A thermoplastic is a polymer (or resin material) which becomes pliable or moldable above a specific temperature and returns to a solid state upon cooling. This is in contrast to thermosetting plastics which are irreversibly cured.
When compared to other materials, thermoplastics stack up well:
- 60% lighter and 600% stiffer than steel
- 30% lighter than aluminum
- 200% tougher than thermoset composites
- 60% less scrap during production than sheet goods
- Recyclable and reusable
A downside is that they are generally more expensive. Epoxy thermosets are typically $1-10/pound, while PEEK thermoplastics can cost anywhere between $10-100/lb.
One of the most promising uses of this thermoplastic resin is as a matrix material for long, discontinuous fiber advanced composites. Compared to short fiber composites and thermosets, long fiber thermoplastics (LFTs) offer better mechanical properties in terms of elastic stiffness, strength, creep and fatigue endurance, and crashworthiness.
When aligned along the loading axis, long fiber thermoplastics can withstand up to 70% of the load of continuous fiber composites at a fraction of the manufacturing costs. As techniques improve, the ability to "align" fibers will likely improve and manufacturing costs will continue to decrease.
LFTs are also favorable because existing injection molding machines used in industry today can be adjusted to mass-produce LFT parts.
For these reasons, some believe that thermoplastics could be the "missing link" between exotic advanced composite applications and the mass market.
Whether this is just marketing hype has yet to be seen, but what we do know is that with the advent of this new blend of composites, empiricists need to come up with a whole new set of theories to capture and predict LFT behavior.
It is a well-disguised fact that most composite analysis tools utilize simplifying assumptions that don't play nicely with long fiber composites. Analytical theories that assume inclusions are "oblong" or "spherical" in shape are voided with long fiber composites, because the real material deviates so far from the ideal (assumed) geometry. And don't even get us started on theories that utilize rule of mixtures.
When a discontinuous short- or long-fiber polymer composite is subjected to monotonic loading or cyclic loading, matrix cracking initiates from existing micro-voids in the matrix material, or cracking will start from fiber ends which are the sites of stress concentrations. This cracking then combines forces with (or is sometimes the cause of) fiber-matrix debonding at the fiber-matrix interfaces. The final cause of failure is often fiber pull-out and rupture.
Depending on the pre-treatment and manufacturing method used, an LFT composite part can have vastly different values for influential properties such as fiber orientation, material defects, matrix voids, and fiber degradation factors.
Constructing analytical equations to account for these variables is feasible but very time-consuming.

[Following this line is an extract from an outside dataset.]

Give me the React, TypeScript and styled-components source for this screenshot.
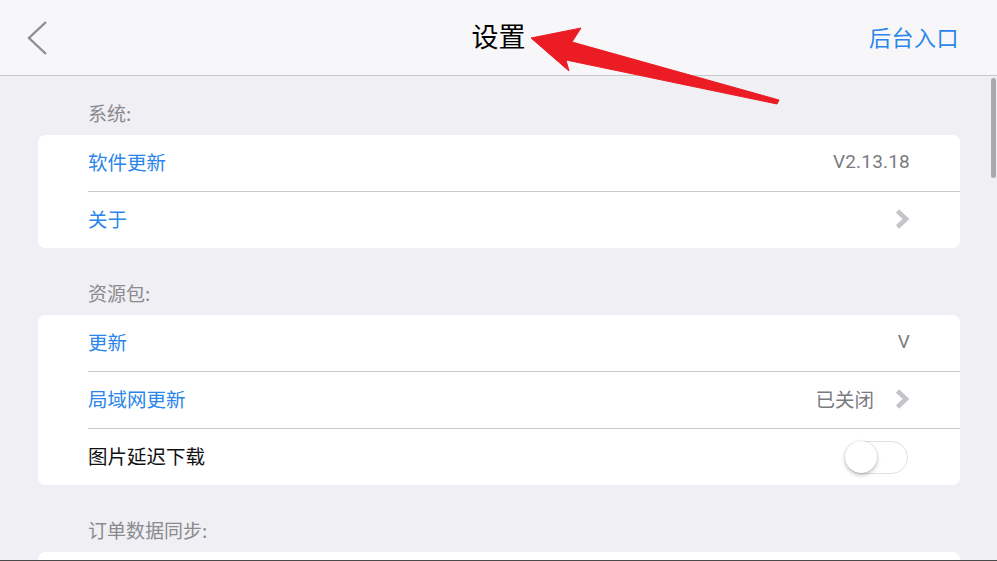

It is far better to have a realistic geometry and physics-based approach for capturing microstructural nuances and predicting material behavior. That is where a tool with advanced micromechanical modeling capabilities, such as MultiMech, can become a huge advantage.
Long fiber thermoplastics have great potential, but whether or not they will be the material that "catapults" past steel/aluminum is uncertain. What is more probable is that engineers will continue to invent new ways to combine materials, yielding more customized and favorable mechanical properties.
If we are to keep up with this innovation, engineers must adopt flexible physics-based modeling technologies rather than calibrated analytical equations.